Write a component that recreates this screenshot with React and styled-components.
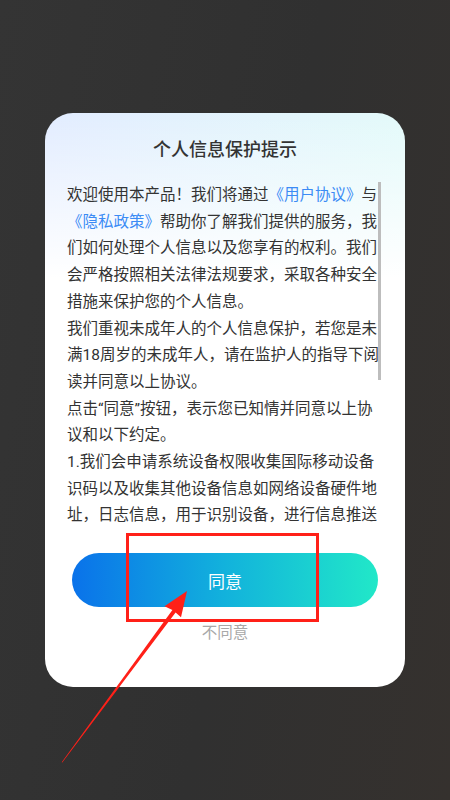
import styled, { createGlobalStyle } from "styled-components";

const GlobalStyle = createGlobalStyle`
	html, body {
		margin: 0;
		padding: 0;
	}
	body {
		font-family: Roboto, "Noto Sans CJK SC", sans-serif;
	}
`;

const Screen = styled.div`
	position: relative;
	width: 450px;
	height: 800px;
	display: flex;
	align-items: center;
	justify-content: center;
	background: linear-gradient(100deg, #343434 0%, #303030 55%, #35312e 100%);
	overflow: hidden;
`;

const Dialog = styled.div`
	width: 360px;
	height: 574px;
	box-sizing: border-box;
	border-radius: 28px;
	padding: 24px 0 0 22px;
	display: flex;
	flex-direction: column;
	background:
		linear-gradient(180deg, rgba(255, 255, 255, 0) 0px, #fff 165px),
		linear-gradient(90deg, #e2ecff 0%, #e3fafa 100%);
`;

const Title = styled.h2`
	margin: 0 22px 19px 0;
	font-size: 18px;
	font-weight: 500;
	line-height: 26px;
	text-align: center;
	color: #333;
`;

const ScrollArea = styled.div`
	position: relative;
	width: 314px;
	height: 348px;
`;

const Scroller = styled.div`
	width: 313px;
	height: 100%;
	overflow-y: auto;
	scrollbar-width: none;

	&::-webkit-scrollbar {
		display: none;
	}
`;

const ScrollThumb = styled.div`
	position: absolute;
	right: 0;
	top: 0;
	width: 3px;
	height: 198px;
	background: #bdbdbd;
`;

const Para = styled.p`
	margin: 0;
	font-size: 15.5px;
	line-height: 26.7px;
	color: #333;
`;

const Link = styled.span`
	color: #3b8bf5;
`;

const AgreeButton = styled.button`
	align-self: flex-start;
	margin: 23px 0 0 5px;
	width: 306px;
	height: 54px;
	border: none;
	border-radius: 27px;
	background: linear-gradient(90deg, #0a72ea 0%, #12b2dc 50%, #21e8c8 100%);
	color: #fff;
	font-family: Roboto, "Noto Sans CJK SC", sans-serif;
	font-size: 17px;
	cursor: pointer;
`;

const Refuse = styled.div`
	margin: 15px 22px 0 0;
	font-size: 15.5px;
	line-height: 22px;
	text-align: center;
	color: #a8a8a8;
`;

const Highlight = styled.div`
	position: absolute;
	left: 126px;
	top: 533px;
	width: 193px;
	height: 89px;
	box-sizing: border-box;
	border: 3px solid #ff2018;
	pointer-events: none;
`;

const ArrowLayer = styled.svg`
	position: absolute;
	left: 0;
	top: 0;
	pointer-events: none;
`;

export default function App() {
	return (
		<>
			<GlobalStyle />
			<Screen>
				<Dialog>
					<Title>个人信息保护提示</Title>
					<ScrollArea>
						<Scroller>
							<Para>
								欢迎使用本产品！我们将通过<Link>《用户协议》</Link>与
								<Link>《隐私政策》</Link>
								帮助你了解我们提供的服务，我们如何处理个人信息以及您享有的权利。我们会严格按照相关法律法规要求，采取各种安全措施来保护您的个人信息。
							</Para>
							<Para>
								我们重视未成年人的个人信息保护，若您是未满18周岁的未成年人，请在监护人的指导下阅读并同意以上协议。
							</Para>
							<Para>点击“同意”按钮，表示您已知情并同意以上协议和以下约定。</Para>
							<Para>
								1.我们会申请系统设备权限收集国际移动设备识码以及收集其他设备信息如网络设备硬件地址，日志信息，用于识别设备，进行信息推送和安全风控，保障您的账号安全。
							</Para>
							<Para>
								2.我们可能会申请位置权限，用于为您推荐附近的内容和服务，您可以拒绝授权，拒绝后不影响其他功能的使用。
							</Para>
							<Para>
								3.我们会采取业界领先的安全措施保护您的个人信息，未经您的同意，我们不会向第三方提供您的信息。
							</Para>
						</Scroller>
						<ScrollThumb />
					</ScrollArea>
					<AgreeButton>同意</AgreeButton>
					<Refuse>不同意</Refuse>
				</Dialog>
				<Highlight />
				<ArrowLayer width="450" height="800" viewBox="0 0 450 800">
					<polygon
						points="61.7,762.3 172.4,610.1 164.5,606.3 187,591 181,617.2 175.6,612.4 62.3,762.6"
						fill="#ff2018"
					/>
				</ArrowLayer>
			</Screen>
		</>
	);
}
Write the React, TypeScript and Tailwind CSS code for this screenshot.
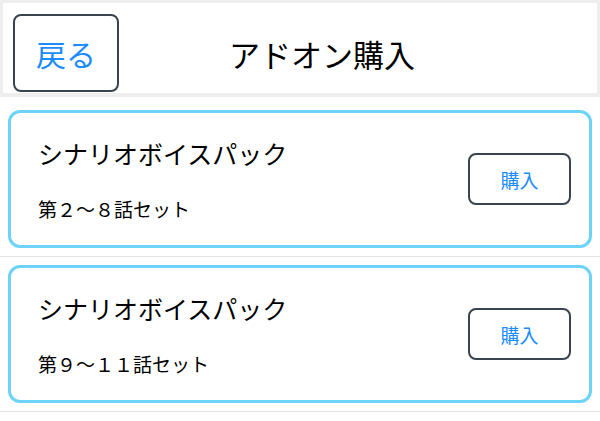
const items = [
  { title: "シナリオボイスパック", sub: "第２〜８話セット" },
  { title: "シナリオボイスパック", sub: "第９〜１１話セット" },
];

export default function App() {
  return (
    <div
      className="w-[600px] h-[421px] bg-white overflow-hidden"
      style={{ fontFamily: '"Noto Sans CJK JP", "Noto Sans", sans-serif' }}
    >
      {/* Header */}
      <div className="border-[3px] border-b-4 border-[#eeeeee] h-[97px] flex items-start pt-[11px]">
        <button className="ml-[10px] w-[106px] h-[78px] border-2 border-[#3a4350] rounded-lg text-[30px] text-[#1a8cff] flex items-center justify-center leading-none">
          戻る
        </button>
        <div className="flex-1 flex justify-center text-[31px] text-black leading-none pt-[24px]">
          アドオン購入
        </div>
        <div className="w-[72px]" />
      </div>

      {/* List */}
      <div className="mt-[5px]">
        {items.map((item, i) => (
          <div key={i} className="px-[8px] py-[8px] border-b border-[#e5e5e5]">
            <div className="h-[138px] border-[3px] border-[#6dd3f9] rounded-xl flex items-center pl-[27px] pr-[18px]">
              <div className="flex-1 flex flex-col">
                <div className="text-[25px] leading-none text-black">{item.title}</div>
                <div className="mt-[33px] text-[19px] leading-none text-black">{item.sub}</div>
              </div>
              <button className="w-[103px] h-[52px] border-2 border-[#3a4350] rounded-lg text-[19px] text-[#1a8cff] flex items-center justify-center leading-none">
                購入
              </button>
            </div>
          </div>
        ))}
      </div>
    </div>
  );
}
·····
PROBLEM — Every record must be copied exactly, with images dropped from the result.

SOLUTION FOR THIS EXERCISE —
Write a component that recreates this screenshot with React and styled-components.
import styled, { createGlobalStyle } from "styled-components";

const GlobalStyle = createGlobalStyle`
	html, body {
		margin: 0;
		padding: 0;
	}
	body {
		font-family: Roboto, "Noto Sans CJK SC", sans-serif;
	}
`;

const Screen = styled.div`
	position: relative;
	width: 450px;
	height: 800px;
	display: flex;
	align-items: center;
	justify-content: center;
	background: linear-gradient(100deg, #343434 0%, #303030 55%, #35312e 100%);
	overflow: hidden;
`;

const Dialog = styled.div`
	width: 360px;
	height: 574px;
	box-sizing: border-box;
	border-radius: 28px;
	padding: 24px 0 0 22px;
	display: flex;
	flex-direction: column;
	background:
		linear-gradient(180deg, rgba(255, 255, 255, 0) 0px, #fff 165px),
		linear-gradient(90deg, #e2ecff 0%, #e3fafa 100%);
`;

const Title = styled.h2`
	margin: 0 22px 19px 0;
	font-size: 18px;
	font-weight: 500;
	line-height: 26px;
	text-align: center;
	color: #333;
`;

const ScrollArea = styled.div`
	position: relative;
	width: 314px;
	height: 348px;
`;

const Scroller = styled.div`
	width: 313px;
	height: 100%;
	overflow-y: auto;
	scrollbar-width: none;

	&::-webkit-scrollbar {
		display: none;
	}
`;

const ScrollThumb = styled.div`
	position: absolute;
	right: 0;
	top: 0;
	width: 3px;
	height: 198px;
	background: #bdbdbd;
`;

const Para = styled.p`
	margin: 0;
	font-size: 15.5px;
	line-height: 26.7px;
	color: #333;
`;

const Link = styled.span`
	color: #3b8bf5;
`;

const AgreeButton = styled.button`
	align-self: flex-start;
	margin: 23px 0 0 5px;
	width: 306px;
	height: 54px;
	border: none;
	border-radius: 27px;
	background: linear-gradient(90deg, #0a72ea 0%, #12b2dc 50%, #21e8c8 100%);
	color: #fff;
	font-family: Roboto, "Noto Sans CJK SC", sans-serif;
	font-size: 17px;
	cursor: pointer;
`;

const Refuse = styled.div`
	margin: 15px 22px 0 0;
	font-size: 15.5px;
	line-height: 22px;
	text-align: center;
	color: #a8a8a8;
`;

const Highlight = styled.div`
	position: absolute;
	left: 126px;
	top: 533px;
	width: 193px;
	height: 89px;
	box-sizing: border-box;
	border: 3px solid #ff2018;
	pointer-events: none;
`;

const ArrowLayer = styled.svg`
	position: absolute;
	left: 0;
	top: 0;
	pointer-events: none;
`;

export default function App() {
	return (
		<>
			<GlobalStyle />
			<Screen>
				<Dialog>
					<Title>个人信息保护提示</Title>
					<ScrollArea>
						<Scroller>
							<Para>
								欢迎使用本产品！我们将通过<Link>《用户协议》</Link>与
								<Link>《隐私政策》</Link>
								帮助你了解我们提供的服务，我们如何处理个人信息以及您享有的权利。我们会严格按照相关法律法规要求，采取各种安全措施来保护您的个人信息。
							</Para>
							<Para>
								我们重视未成年人的个人信息保护，若您是未满18周岁的未成年人，请在监护人的指导下阅读并同意以上协议。
							</Para>
							<Para>点击“同意”按钮，表示您已知情并同意以上协议和以下约定。</Para>
							<Para>
								1.我们会申请系统设备权限收集国际移动设备识码以及收集其他设备信息如网络设备硬件地址，日志信息，用于识别设备，进行信息推送和安全风控，保障您的账号安全。
							</Para>
							<Para>
								2.我们可能会申请位置权限，用于为您推荐附近的内容和服务，您可以拒绝授权，拒绝后不影响其他功能的使用。
							</Para>
							<Para>
								3.我们会采取业界领先的安全措施保护您的个人信息，未经您的同意，我们不会向第三方提供您的信息。
							</Para>
						</Scroller>
						<ScrollThumb />
					</ScrollArea>
					<AgreeButton>同意</AgreeButton>
					<Refuse>不同意</Refuse>
				</Dialog>
				<Highlight />
				<ArrowLayer width="450" height="800" viewBox="0 0 450 800">
					<polygon
						points="61.7,762.3 172.4,610.1 164.5,606.3 187,591 181,617.2 175.6,612.4 62.3,762.6"
						fill="#ff2018"
					/>
				</ArrowLayer>
			</Screen>
		</>
	);
}
Write the React, TypeScript and Tailwind CSS code for this screenshot.
const items = [
  { title: "シナリオボイスパック", sub: "第２〜８話セット" },
  { title: "シナリオボイスパック", sub: "第９〜１１話セット" },
];

export default function App() {
  return (
    <div
      className="w-[600px] h-[421px] bg-white overflow-hidden"
      style={{ fontFamily: '"Noto Sans CJK JP", "Noto Sans", sans-serif' }}
    >
      {/* Header */}
      <div className="border-[3px] border-b-4 border-[#eeeeee] h-[97px] flex items-start pt-[11px]">
        <button className="ml-[10px] w-[106px] h-[78px] border-2 border-[#3a4350] rounded-lg text-[30px] text-[#1a8cff] flex items-center justify-center leading-none">
          戻る
        </button>
        <div className="flex-1 flex justify-center text-[31px] text-black leading-none pt-[24px]">
          アドオン購入
        </div>
        <div className="w-[72px]" />
      </div>

      {/* List */}
      <div className="mt-[5px]">
        {items.map((item, i) => (
          <div key={i} className="px-[8px] py-[8px] border-b border-[#e5e5e5]">
            <div className="h-[138px] border-[3px] border-[#6dd3f9] rounded-xl flex items-center pl-[27px] pr-[18px]">
              <div className="flex-1 flex flex-col">
                <div className="text-[25px] leading-none text-black">{item.title}</div>
                <div className="mt-[33px] text-[19px] leading-none text-black">{item.sub}</div>
              </div>
              <button className="w-[103px] h-[52px] border-2 border-[#3a4350] rounded-lg text-[19px] text-[#1a8cff] flex items-center justify-center leading-none">
                購入
              </button>
            </div>
          </div>
        ))}
      </div>
    </div>
  );
}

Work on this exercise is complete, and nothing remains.